Jan de Weryha-WysoczanskiMariusz Knorowski, art director the Center of Polish Sculpture, Orońsko, 2006. Catalogue text:
Revelations in wood

Mariusz Knorowski: More and more often we have the chance to see your art after many years of your absence from the country; let's remind: the introduction was an inconspicuous presentation of one object at the Chapel Gallery in Orońsko in 2004, followed by the exhibition Wood Archives at the Patio Gallery WSHE in Łódź, a monumental exhibition Epiphanies of Nature in the Late-Modern World at the Wilson Shaft Gallery in Katowice last year and now at the Museum of Contemporary Sculpture at the Centre of Polish Sculpture in Orońsko, and in the meantime good reviews, resonance in the media, remembering about yourself and meetings with the new artistic environment and a new group of viewers.
Such a sequence is very significant and it cannot be a matter of incident that there has appeared around you a special, favourable aura which is evoking interest - it is a rather unusual phenomenon in response to contemporary art.
Jan de Weryha-Wysoczański: It is true that the resonance in the media, as all the previous exhibition reviews have been glowing. I think it is due to the fact that the material I'm working with is so well familiar to everybody, and it evokes only 'warm' associations at the first contact.
MK: Until recently your creative productions were known more extensively in Germany. You had a series of exhibitions in respected institutions. I know that to a large extent the character of your works has been shaped by seemingly secondary circumstances, such as the scale of your studio, the climate of a post-industrial interior. But I am really interested in the choice of material - substance; although I know that you do not limit yourself to wood alone, to mention at least the monument made of granite so highly evaluated by Andrzej Szczypiorski, commemorating Poles deported after the fall of the Warsaw Uprising to Neuengamme.
So why wood? A natural substance, incorporating properties of both physical and metaphysical nature, tangible and purely practical, inspiring and symbolical. You are working with wood in the age of multimedia!
JWW: I have chosen wood to work with for very good reasons. It is a product of nature which after its physical death seems to come back to another life.

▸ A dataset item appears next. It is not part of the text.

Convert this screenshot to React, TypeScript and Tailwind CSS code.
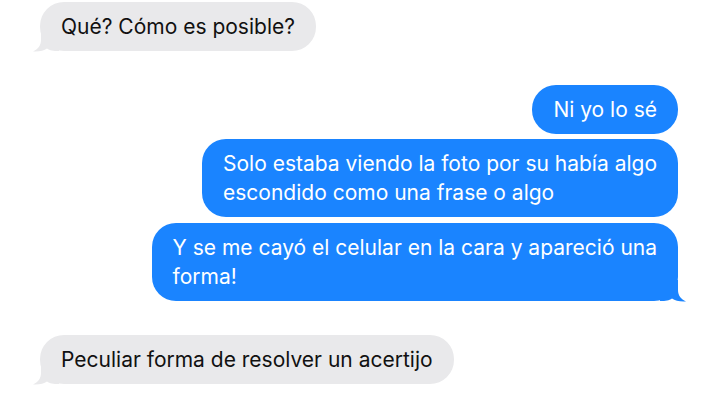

It has a scent, it swells, dries. The power of this material has caused that it catpured me and made me stay with it despite, one may think now, more 'up to date' mulimedia technologies.
MK: I know that a violin maker who must predict the acoustic values of the instrument sound, recognizes the acoustic properties of different species of wood, and composes them skillfully - such non-verbalised knowledge, or a kind of imagination which testifies to his mastery. Do you search, match, compose your works basing on a similar rule? Do you receive any impulses flowing to you from a certain species of wood, its properties, features or hidden meanings?
JWW: The work with this material relies primarily on respect for it. You mustn't hurt wood. The tools for its processing must be used only in such a way that the trace they leave should not accidentlally interfere in the structure and character of wood. This material allows to do a lot with itself. Yet you must obey certain rules. Any interference is allowed only to such a degree that it does not affect the character, that its intensity does not lose its power. The restrictions I put on myself include among others a conscious resignation from any elements of 'narrating means'. I concentrate exclusively on the essence of the material. After some time of working with this natural substance there appears as if a certain level from which wood send its impulses to which and I try to respond.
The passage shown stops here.